China will probably be home to three of the world's top five stock exchanges that generate the most money from new listings this year, a new report showed.
The Hong Kong and Shanghai stock exchanges are expected to rank second and third among global exchanges for the amount of "IPO proceeds," consisting of funds raised from IPOs and secondary listings, generated in 2020, behind only the Nasdaq, according to estimates by KPMG International.
The New York Stock Exchange, which ranked fifth last year, is expected to come in fourth this year, while the Shenzhen Stock Exchange, which didn't make the top five in 2019, is set to come in fifth, according to a KPMG report.
The Shanghai and Hong Kong exchanges secured the three largest IPOs in the world this year. Chinese leading contract chipmaker, Semiconductor Manufacturing International Corp., debuted in Shanghai with a $7.5 billion listing in July, while JD.com went public in Hong Kong earlier this year with a $4.5 billion secondary listing. In January, rail operator Beijing-Shanghai High-Speed Railway held a $4.4 billion IPO in Shanghai.
"Despite prevailing uncertainties marked by the COVID-19 outbreak, as well as political, social and economic concerns, the global IPO markets remained resilient and ended strong in 2020," said Paul Lau, a partner and head of capital markets at KPMG China, in the report.
The Shanghai and Shenzhen stock exchanges are expected to record 383 new listings this year for a combined 461 billion yuan ($70.4 billion), an 82% year-on-year increase in terms of funds raised, KPMG said in the report, making 2020 the most active year for new fundraising since 2011.
Louis Lau, a partner at KPMG China, said that the expansion of the registration-based IPO system this year has deepened reform of the Chinese mainland's capital markets, amid the country's focus on fostering multilevel capital markets. "This would further increase market inclusiveness and coverage, assisting companies of different in sectors meeting their funding demands, and further bolstering the real economy as a whole," he said.
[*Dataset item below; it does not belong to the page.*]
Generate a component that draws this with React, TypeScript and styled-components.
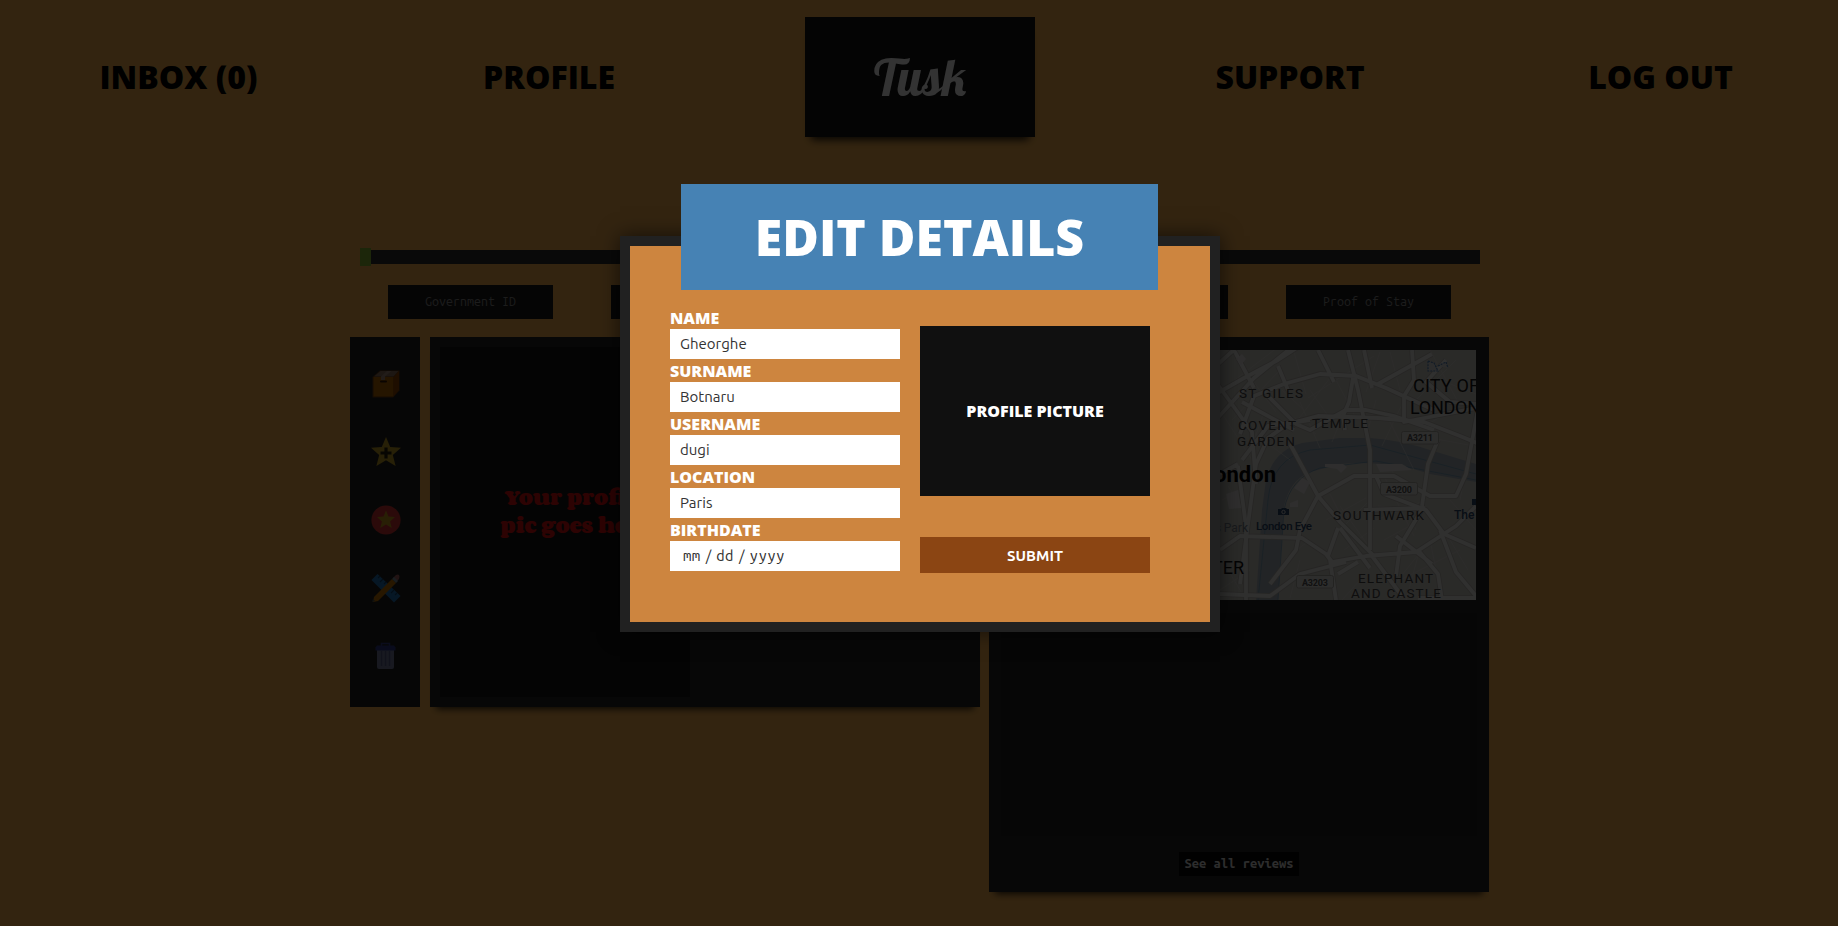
import React from 'react';
import styled, { createGlobalStyle } from 'styled-components';

const GlobalStyle = createGlobalStyle`
  * { box-sizing: border-box; }
  html, body { margin: 0; padding: 0; }
  body { background: #ffb650; font-family: 'Open Sans', 'Liberation Sans', sans-serif; overflow: hidden; }
`;

const Page = styled.div`
  position: relative;
  width: 1838px;
  height: 926px;
  overflow: hidden;
  background: #ffb650;
`;

const Nav = styled.nav`
  display: flex;
  justify-content: space-between;
  align-items: center;
  height: 154px;
  padding: 0 62px 0 64px;
`;

const NavLink = styled.a`
  width: 230px;
  padding-right: 1px;
  text-align: center;
  font-size: 32px;
  font-weight: 800;
  line-height: 44px;
  color: #000;
  white-space: nowrap;
`;

const Logo = styled.div`
  display: flex;
  align-items: center;
  justify-content: center;
  width: 230px;
  height: 120px;
  padding-top: 2px;
  background: #141414;
  box-shadow: 0 9px 8px -6px rgba(0, 0, 0, 0.85);
`;

const LogoText = styled.span`
  font-family: 'Lobster', 'Liberation Serif', serif;
  font-size: 50px;
  font-weight: 400;
  line-height: 60px;
  color: #fff;
`;

const Content = styled.main`
  display: flex;
  flex-direction: column;
  width: 1139px;
  margin: 94px 0 0 350px;
`;

const ProgressTrack = styled.div`
  display: flex;
  align-items: center;
  height: 18px;
  margin: 0 9px 0 10px;
`;

const ProgressDone = styled.div`
  width: 11px;
  height: 18px;
  background: #8cbe32;
`;

const ProgressRest = styled.div`
  flex: 1;
  height: 14px;
  background: #303030;
`;

const ProofRow = styled.div`
  display: flex;
  gap: 58px;
  margin: 19px 38px 18px 38px;
`;

const ProofButton = styled.button`
  flex: ${(p: { $wide?: boolean }) => (p.$wide ? '1' : '0 0 165px')};
  height: 34px;
  padding: 0 0 2px;
  border: 0;
  background: #1c1c1c;
  color: #8c8c8c;
  font-family: 'Ubuntu Mono', 'DejaVu Sans Mono', monospace;
  font-size: 12.5px;
`;

const Columns = styled.div`
  display: flex;
  align-items: flex-start;
`;

const Rail = styled.aside`
  display: flex;
  flex-direction: column;
  align-items: center;
  gap: 38px;
  width: 70px;
  height: 370px;
  margin-right: 10px;
  padding: 32px 0 0 1px;
  background: #222;
`;

const RailIcon = styled.svg`
  display: block;
  flex: none;
  width: 30px;
  height: 30px;
`;

const ProfilePanel = styled.section`
  width: 550px;
  height: 370px;
  padding: 10px;
  margin-right: 9px;
  background: #242424;
  box-shadow: 0 8px 7px -6px rgba(0, 0, 0, 0.8);
`;

const ProfilePlaceholder = styled.div`
  display: flex;
  align-items: center;
  width: 250px;
  height: 350px;
  padding: 0 0 23px 60px;
  background: #171717;
  color: #e01010;
  font-family: 'Cooper Black', 'Corben', 'Coustard', 'DejaVu Serif', serif;
  font-size: 18.4px;
  font-weight: 900;
  line-height: 28px;
  text-align: center;
  white-space: nowrap;
`;

const ReviewPanel = styled.section`
  display: flex;
  flex-direction: column;
  align-items: center;
  width: 500px;
  height: 555px;
  padding-top: 13px;
  background: #242424;
  box-shadow: 0 8px 7px -6px rgba(0, 0, 0, 0.8);
`;

const MapView = styled.svg`
  display: block;
  flex: none;
  width: 474px;
  height: 250px;
`;

const ReviewList = styled.div`
  width: 476px;
  height: 223px;
  margin-top: 13px;
  background: #1e1e1e;
`;

const ReviewButton = styled.button`
  width: 120px;
  height: 24px;
  margin-top: 16px;
  padding: 0 0 3px;
  border: 0;
  background: #050505;
  color: #dedede;
  font-family: 'Ubuntu Mono', 'DejaVu Sans Mono', monospace;
  font-size: 13px;
  font-weight: 700;
`;

const Overlay = styled.div`
  position: absolute;
  inset: 0;
  display: flex;
  justify-content: center;
  align-items: flex-start;
  padding: 236px 0 0 2px;
  background: rgba(0, 0, 0, 0.8);
`;

const Modal = styled.form`
  position: relative;
  display: flex;
  gap: 20px;
  width: 600px;
  height: 396px;
  padding: 62px 0 0 40px;
  border: 10px solid #212121;
  background: #cd853f;
  box-shadow: 0 0 20px rgba(0, 0, 0, 0.6);
`;

const ModalTitle = styled.h1`
  position: absolute;
  top: -62px;
  left: 51px;
  width: 477px;
  height: 106px;
  margin: 0;
  background: #4682b4;
  color: #fff;
  font-size: 50px;
  font-weight: 800;
  line-height: 106px;
  text-align: center;
  white-space: nowrap;
`;

const Fields = styled.div`
  width: 230px;
`;

const Field = styled.label`
  display: block;
  height: 53px;
`;

const FieldName = styled.span`
  display: block;
  height: 21px;
  color: #fff;
  font-size: 16px;
  font-weight: 800;
  line-height: 21px;
`;

const FieldInput = styled.input`
  display: block;
  width: 230px;
  height: 30px;
  padding: 0 10px 2px;
  border: 0;
  border-radius: 0;
  outline: 0;
  background: #fff;
  color: #333;
  font-family: 'Ubuntu', 'Noto Sans', sans-serif;
  font-size: 15px;
`;

const DateInput = styled.div`
  display: flex;
  align-items: center;
  width: 230px;
  height: 30px;
  padding: 0 13px 1px;
  background: #fff;
  color: #333;
  font-family: 'Ubuntu', 'Noto Sans', sans-serif;
  font-size: 15px;
`;

const DatePart = styled.span`
  font-family: 'Ubuntu Mono', 'DejaVu Sans Mono', monospace;
  letter-spacing: 0.4px;
`;

const DateSlash = styled.span`
  width: 15.7px;
  text-align: center;
`;

const Side = styled.div`
  width: 230px;
  padding-top: 18px;
`;

const Picture = styled.div`
  height: 170px;
  background: #101010;
  color: #fff;
  font-size: 16px;
  font-weight: 800;
  line-height: 171px;
  text-align: center;
`;

const Submit = styled.button`
  display: block;
  width: 230px;
  height: 36px;
  margin-top: 41px;
  padding: 0;
  border: 0;
  background: #8b4513;
  color: #fff;
  font-family: 'Ubuntu', 'Noto Sans', sans-serif;
  font-size: 15px;
  font-weight: 700;
`;

const MapLabel = styled.text`
  font-family: Roboto, sans-serif;
  font-size: ${(p: { $size?: number }) => p.$size || 13.5}px;
  font-weight: ${(p: { $weight?: number }) => p.$weight || 400};
`;

const star = '15,0 19.2,10 30,10.8 21.8,18 24.6,29 15,23.2 5.4,29 8.2,18 0,10.8 10.8,10';

function PackageIcon() {
  return (
    <RailIcon viewBox="0 0 30 30">
      <path d="M1.500 8 9 1.500h19.500v20l-6.500 7H1.500Z" fill="#6b3a10" />
      <path d="M2.500 8h20v19.500h-20Z" fill="#bb6c00" />
      <path d="m22.500 8 5.500-6v19l-5.500 6.500Z" fill="#964600" />
      <path d="m3 7.500 6.500-5.500h18l-5 5.500Z" fill="#8f7360" />
      <path d="m10 7.500 6-5.500h4.500l-6.500 5.500v3.500h-4Z" fill="#a98e7c" />
      <path d="M10 12.500h5" stroke="#351405" strokeWidth="2" strokeLinecap="round" />
    </RailIcon>
  );
}

function AddStarIcon() {
  return (
    <RailIcon viewBox="0 0 30 30">
      <polygon points={star} fill="#c29f24" />
      <path d="M15 10.500v11M9.500 16h11" stroke="#26220e" strokeWidth="3.200" />
    </RailIcon>
  );
}

function BadgeIcon() {
  return (
    <RailIcon viewBox="0 0 30 30">
      <circle cx="15" cy="15" r="14.600" fill="#d43432" />
      <polygon points={star} fill="#c99a1d" transform="translate(6 5.6) scale(.6)" />
    </RailIcon>
  );
}

function ToolsIcon() {
  return (
    <RailIcon viewBox="0 0 30 30">
      <path d="m6.500 1 23 22-6.500 6.500L.5 7Z" fill="#2275b8" />
      <path d="m9 3-2 2m5 1-3 3m6 0-2 2m7 3-2 2m5 1-3 3m6 0-2 2" stroke="#12426d" strokeWidth="1.200" />
      <path d="m3 24 18-18 4 4L7 28l-5 1Z" fill="#c27400" />
      <path d="m22 5 3-3q2-1 3 0t0 4l-3 3Z" fill="#a65e5e" />
      <path d="m21 6 2-2 4 4-2 2Z" fill="#7f909b" />
      <path d="m1 29 1-3 2 2Z" fill="#45504e" />
    </RailIcon>
  );
}

function TrashIcon() {
  return (
    <RailIcon viewBox="0 0 30 30">
      <path d="M10.500 5V2.500h8V5" fill="none" stroke="#343d8a" strokeWidth="1.500" />
      <path d="M6 8h17v18q0 2-2 2H8q-2 0-2-2Z" fill="#777c9f" />
      <path d="M10.500 10v15m4-15v15m4-15v15" stroke="#555b85" strokeWidth="1.300" />
      <path d="M6 4.500h17l1.500 2V9.500h-20v-3Z" fill="#303a8c" />
    </RailIcon>
  );
}

const minorRoads = [
  'M1210 372l46-40M1222 390l60-46M1230 350l46 62M1216 404l40 62M1232 420l50-52M1294 352l12 42M1308 398l66-42M1380 352l-14 40M1390 352l10 38',
  'M1290 430l40-52M1300 402l20 46M1310 390l28 40M1336 380l20 38M1354 386l-22 56M1376 400l-8 30M1416 400l40-40M1430 350l28 52M1440 380l36 14',
  'M1282 390l22 20M1270 400l46 34M1250 430l40 30M1264 412l-14 40M1400 440l70-40M1420 436l54 10M1384 410l30 60M1406 396l-24 50',
  'M1316 500l36-26M1330 494l30 60M1326 520l40-22M1340 506l30 42M1340 530l30-30M1384 476l30 60M1392 470l24 60M1376 520l50-20M1384 540l40-22M1378 506l44 4',
  'M1344 550l30-22M1360 580l-18 20M1300 560l-10 38M1310 540l-24 18M1418 556l-12 44M1430 540l12 60M1444 530l24 40M1470 450l-10 50M1450 500l26 30',
  'M1220 590l30-20M1222 560l24 40M1228 486l20 30M1222 500l22-12M1400 580l60-30M1390 590l40-50',
];

const majorRoads = [
  'M1216 366l22-20 24-14M1216 382l10 14 26 36 4 52M1214 422l40-44 42-34M1234 350l20 38M1278 366l10 24M1216 394l28-16 34-18 34-22',
  'M1240 434l14-38 30-12 36-10 36 2 30 12 48 22M1242 402l52 28M1318 350l16 32M1348 350l10 40 12 60v100M1364 350l8 38M1378 384l54-30M1412 350l2 30-10 16v26l72-14M1353 378l-4 24-6 14 2 14',
  'M1268 396l28 28 14 6 36-20h20l28 6 40 14M1310 420l-42 6-26 34M1446 360l-20 22 24 20 26 2',
  'M1240 584l16-120 12-26 20-14 30-8 60 2 46 4 36 14 24 10M1290 444l28 52 22 26 34 34M1318 496l-18 34-4 20-26 34M1318 496l36-20h40l36 20h26l10-22 14-76M1376 476l8 18 42 16 18 24 32 14',
  'M1220 474l18-10M1220 550l20-14 62 2 24 16 6 8 34-6 50-4 40-26 20-20M1238 466l8 60v74M1328 556l10-28M1330 560l6 40M1340 528l30 40M1424 506l-24 40-4 30M1396 536l36 28M1372 556l30 40M1440 530l16 42 20 24M1220 594l50 2 30-22 46-12M1418 598h58M1418 550l20 24 4 26',
  'M1438 440l-10 24-6 42M1364 510l60-2M1338 574l20-12',
];

function LondonMap() {
  return (
    <MapView viewBox="1002 350 474 250">
      <rect x="1002" y="350" width="474" height="250" fill="#d2cfc8" />
      <path d="M1256 600 1262 510 1266 480Q1274 450 1302 443L1340 438 1370 438Q1400 440 1430 450L1476 464V482L1430 474Q1390 460 1340 464L1310 472Q1290 480 1284 506L1278 600Z" fill="#a9b5bd" />
      <path d="M1258 600 1268 500Q1272 458 1310 450L1370 445 1476 474M1278 600 1284 510Q1290 478 1320 468L1376 461 1476 480" fill="none" stroke="#6f9cba" strokeWidth=".7" />
      <g fill="none" stroke="#e4e2dc" strokeWidth="1" opacity=".6">
        {minorRoads.map((d) => <path key={d} d={d} />)}
      </g>
      <g fill="none" strokeLinejoin="round">
        {majorRoads.map((d) => <path key={d} d={d} stroke="#bcb9b2" strokeWidth="5.500" />)}
        {majorRoads.map((d) => <path key={d} d={d} stroke="#efeeec" strokeWidth="3.800" />)}
      </g>
      <g fill="#e8e7e4">
        <path d="m1226 494 12-4 3 18-12 1ZM1294 488l8-10 8 4-6 12ZM1376 464h26l10 6-32 2ZM1325 464h18l4 3-6 6-4-4-12-2ZM1236 359l6-5 4 5-5 6ZM1290 503l8-3v7h-8Z" />
      </g>
      <path d="m1428 361 6 2 4 8h-10ZM1438 366l8-4 2 6" fill="#ddd" stroke="#5785bb" strokeWidth="1.200" strokeDasharray="2 1" />
      <g fill="#484848">
        <MapLabel x="1239" y="398" textLength="64">ST GILES</MapLabel>
        <MapLabel x="1238" y="430" textLength="58">COVENT</MapLabel>
        <MapLabel x="1237" y="446" textLength="58">GARDEN</MapLabel>
        <MapLabel x="1312" y="428" textLength="56">TEMPLE</MapLabel>
        <MapLabel x="1333" y="520" textLength="91">SOUTHWARK</MapLabel>
        <MapLabel x="1358" y="582.500" textLength="75">ELEPHANT</MapLabel>
        <MapLabel x="1351" y="598" textLength="90">AND CASTLE</MapLabel>
      </g>
      <g fill="#181818">
        <MapLabel x="1413" y="392" $size={18} textLength="66">CITY OF</MapLabel>
        <MapLabel x="1410" y="413.500" $size={18} textLength="70">LONDON</MapLabel>
        <MapLabel x="1253" y="574" $size={18} textAnchor="end" dx="-9">WESTMINSTER</MapLabel>
      </g>
      <MapLabel x="1276" y="482" $size={22} $weight={700} fill="#080808" textAnchor="end">London</MapLabel>
      <MapLabel x="1248" y="532" $size={12} fill="#77828c" textAnchor="end">St James's Park</MapLabel>
      <g fill="#2b4669">
        <MapLabel x="1256" y="529.500" $size={11.5} $weight={500} textLength="56">London Eye</MapLabel>
        <MapLabel x="1454" y="519" $size={12} $weight={500}>The Shard</MapLabel>
        <path d="M1278 509h3l1-1h4l1 1h2v6h-11ZM1472 499h4v6h-4Z" />
      </g>
      <circle cx="1283.500" cy="512" r="1.700" fill="none" stroke="#ddd" />
      <g fill="#e2e1dd" stroke="#b0ada7">
        <rect x="1401.500" y="431.500" width="37" height="12.500" rx="2" />
        <rect x="1380.500" y="482.500" width="37" height="12.500" rx="2" />
        <rect x="1296.500" y="575.500" width="37" height="12.500" rx="2" />
      </g>
      <g fill="#555">
        <MapLabel x="1407" y="441" $size={9} $weight={700} textLength="26">A3211</MapLabel>
        <MapLabel x="1386" y="492.500" $size={9} $weight={700} textLength="26">A3200</MapLabel>
        <MapLabel x="1302" y="585.500" $size={9} $weight={700} textLength="26">A3203</MapLabel>
      </g>
    </MapView>
  );
}

const fields = [
  { name: 'NAME', value: 'Gheorghe' },
  { name: 'SURNAME', value: 'Botnaru' },
  { name: 'USERNAME', value: 'dugi' },
  { name: 'LOCATION', value: 'Paris' },
];

export default function App() {
  return (
    <Page>
      <GlobalStyle />
      <Nav>
        <NavLink>INBOX (0)</NavLink>
        <NavLink>PROFILE</NavLink>
        <Logo><LogoText>Tusk</LogoText></Logo>
        <NavLink>SUPPORT</NavLink>
        <NavLink>LOG OUT</NavLink>
      </Nav>
      <Content>
        <ProgressTrack>
          <ProgressDone />
          <ProgressRest />
        </ProgressTrack>
        <ProofRow>
          <ProofButton>Government ID</ProofButton>
          <ProofButton />
          <ProofButton $wide />
          <ProofButton />
          <ProofButton>Proof of Stay</ProofButton>
        </ProofRow>
        <Columns>
          <Rail>
            <PackageIcon />
            <AddStarIcon />
            <BadgeIcon />
            <ToolsIcon />
            <TrashIcon />
          </Rail>
          <ProfilePanel>
            <ProfilePlaceholder>Your profile<br />pic goes here</ProfilePlaceholder>
          </ProfilePanel>
          <ReviewPanel>
            <LondonMap />
            <ReviewList />
            <ReviewButton>See all reviews</ReviewButton>
          </ReviewPanel>
        </Columns>
      </Content>
      <Overlay>
        <Modal>
          <ModalTitle>EDIT DETAILS</ModalTitle>
          <Fields>
            {fields.map((f) => (
              <Field key={f.name}>
                <FieldName>{f.name}</FieldName>
                <FieldInput defaultValue={f.value} />
              </Field>
            ))}
            <Field>
              <FieldName>BIRTHDATE</FieldName>
              <DateInput>
                <DatePart>mm</DatePart>
                <DateSlash>/</DateSlash>
                <DatePart>dd</DatePart>
                <DateSlash>/</DateSlash>
                <DatePart>yyyy</DatePart>
              </DateInput>
            </Field>
          </Fields>
          <Side>
            <Picture>PROFILE PICTURE</Picture>
            <Submit type="button">SUBMIT</Submit>
          </Side>
        </Modal>
      </Overlay>
    </Page>
  );
}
In August, the ChiNext board in Shenzhen replaced its approval-based IPO system with a new registration-based one, a move seen to compete with the Nasdaq-style STAR Market in Shanghai created last year.
The Hong Kong IPO market has also shown resilience amid the fallout of the COVID-19 pandemic. About 140 IPOs are expected to be completed in the city this year, raising HK$389.9 billion ($50.3 billion) in total. That figure represents a 24% year-on-year increase in funds raised. It also marks the most active year for new fundraising in the city since 2011, according to the report.
In Hong Kong, homecoming listings are main drivers for the increase in fundraising, with nine U.S.-listed companies with Chinese roots completing their secondary listings, which accounted for about 34% of all funds raised in the city, the report showed.
Over the past year, Washington has stepped up efforts to tighten scrutiny of U.S.-listed Chinese companies amid a long-standing dispute over American regulators' access to their audits. Earlier this month, the U.S. House of Representatives passed legislation that would ban any company from being listed on any American securities exchange if the U.S. auditing regulator is unable to view its audits for three years in a row. The bill, approved by the Senate in May and expected to be signed into law by President Donald Trump, is widely considered to target China.